The truth is, as former Nebraska State Poet Bill Kloefkorn was often wont to point out, we human beings are an ornery lot; or, as an old radio broadcast used to ask, “Who knows what evil lurks in the heart of men?”  Or, as Conrad noted, your sense of the world will be considerably skewed if you ignore the “heart of darkness.”

No religion that allows people to belong to it should expect the going to be easy for the prevalence of its most cherished values…those values and those who truly try to uphold them (live them!) will always have to contend with the sometimes rascally nature of the people who claim to be “of that faith.”

By this reasoning, Christianity did not fail in the dark ages because it was Christianity—it failed because it had a great deal to contend with in the way of “the world, the flesh, and the devil.”  One might, indeed, extol Medieval Christianity for the fruit it eventually bore.

Similarly, isn’t it clear that Islam is now the religious locale where the greatest battles against the evils of the human heart are being fought?  And one of the reasons the going will be slow is that faith conquers fear at about the rate its adherents are willing to live sacrificially for that faith.  Since, today, very few Western Christians live sacrificially at all, it doesn’t behoove the Western Christian faith community to point the finger at Islam for being a bit slow to die for a truer and more peaceful faith.

And perhaps a reminder is due.  For nearly seven centuries, men (and women) who called upon Allah turned Spain in general and Cordoba in particular into the cultural capital of western civilization.  It was noted for, among other things, religious tolerance.  Ferdinand and Isabella presided over the end of that Islamic rule and promptly rewarded themselves by graciously accepting God’s reward to them for Spain’s liberation—the exploitation of the New World.  In the meantime, it did not take long for men (and women) who called on the name of Jesus to wipe out religious tolerance and create a century of inquisition and holy war.

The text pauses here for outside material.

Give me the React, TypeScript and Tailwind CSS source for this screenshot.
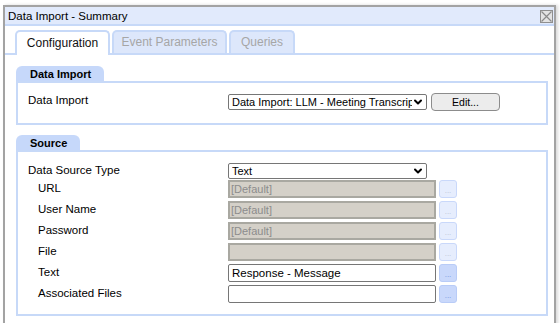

Jesus warned us: Not everyone who calls Lord, Lord, will inherit the Kingdom.  And it doesn’t make, in this instance, a dimes bit of difference if they call Allah, Allah or Incarnation of Vishnu.  We like to cloak rapacity and intolerance with nothing so much as religious cant. It is the staple of televised bigotry, where it is only slightly less lethal than the blatant cruelty of terrorist groups

Indeed, if I were teaching a “confirmation” class today for either adults or youth, I think a keystone of it would be the formation of a good religious crap detector! It would go a long way toward the restoration of a faith at once rational and devout, but above all loving and kind.